_WHAT IS NEEDED_:
Copy each line of the data below exactly, leaving out pictures.

>> begin DATA BLOCK

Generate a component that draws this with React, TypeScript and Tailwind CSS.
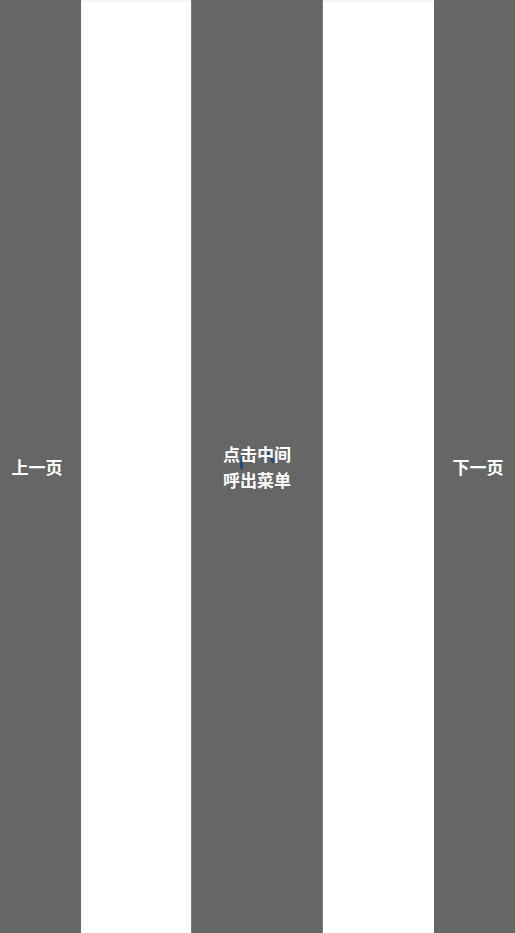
import React from "react";

export default function App() {
  const font = { fontFamily: '"Noto Sans CJK SC", "Noto Sans", sans-serif' };
  return (
    <div className="relative flex h-[933px] w-[515px] overflow-hidden bg-white" style={font}>
      <div className="flex w-[81px] items-center justify-center bg-[#666666] pr-[7px]">
        <span className="text-[17px] font-bold leading-[26px] text-white">上一页</span>
      </div>
      <div className="w-[110px] bg-white shadow-[inset_0_3px_3px_-2px_rgba(0,0,0,0.08)]" />
      <div className="relative flex w-[132px] items-center justify-center bg-[#666666] border-x border-[#7a7a7a]">
        <svg className="absolute left-[40px] top-[440px]" width="50" height="40" viewBox="0 0 50 40">
          <path d="M 9.5 28 Q 9 22 10.5 16" fill="none" stroke="#1d4c7c" strokeWidth="3" strokeLinecap="round" />
          <path d="M 32 11 Q 38 14 41 21" fill="none" stroke="#1d4c7c" strokeWidth="3" strokeLinecap="round" />
        </svg>
        <span className="relative text-center text-[17px] font-bold leading-[26px] text-white">
          点击中间
          <br />
          呼出菜单
        </span>
      </div>
      <div className="w-[111px] bg-white shadow-[inset_0_3px_3px_-2px_rgba(0,0,0,0.08)]" />
      <div className="flex w-[81px] items-center justify-center bg-[#666666] pl-[7px]">
        <span className="text-[17px] font-bold leading-[26px] text-white">下一页</span>
      </div>
    </div>
  );
}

>> end DATA BLOCK

_SOLUTION TO THIS TASK_:
Generate a component that draws this with React, TypeScript and Tailwind CSS.
import React from "react";

export default function App() {
  const font = { fontFamily: '"Noto Sans CJK SC", "Noto Sans", sans-serif' };
  return (
    <div className="relative flex h-[933px] w-[515px] overflow-hidden bg-white" style={font}>
      <div className="flex w-[81px] items-center justify-center bg-[#666666] pr-[7px]">
        <span className="text-[17px] font-bold leading-[26px] text-white">上一页</span>
      </div>
      <div className="w-[110px] bg-white shadow-[inset_0_3px_3px_-2px_rgba(0,0,0,0.08)]" />
      <div className="relative flex w-[132px] items-center justify-center bg-[#666666] border-x border-[#7a7a7a]">
        <svg className="absolute left-[40px] top-[440px]" width="50" height="40" viewBox="0 0 50 40">
          <path d="M 9.5 28 Q 9 22 10.5 16" fill="none" stroke="#1d4c7c" strokeWidth="3" strokeLinecap="round" />
          <path d="M 32 11 Q 38 14 41 21" fill="none" stroke="#1d4c7c" strokeWidth="3" strokeLinecap="round" />
        </svg>
        <span className="relative text-center text-[17px] font-bold leading-[26px] text-white">
          点击中间
          <br />
          呼出菜单
        </span>
      </div>
      <div className="w-[111px] bg-white shadow-[inset_0_3px_3px_-2px_rgba(0,0,0,0.08)]" />
      <div className="flex w-[81px] items-center justify-center bg-[#666666] pl-[7px]">
        <span className="text-[17px] font-bold leading-[26px] text-white">下一页</span>
      </div>
    </div>
  );
}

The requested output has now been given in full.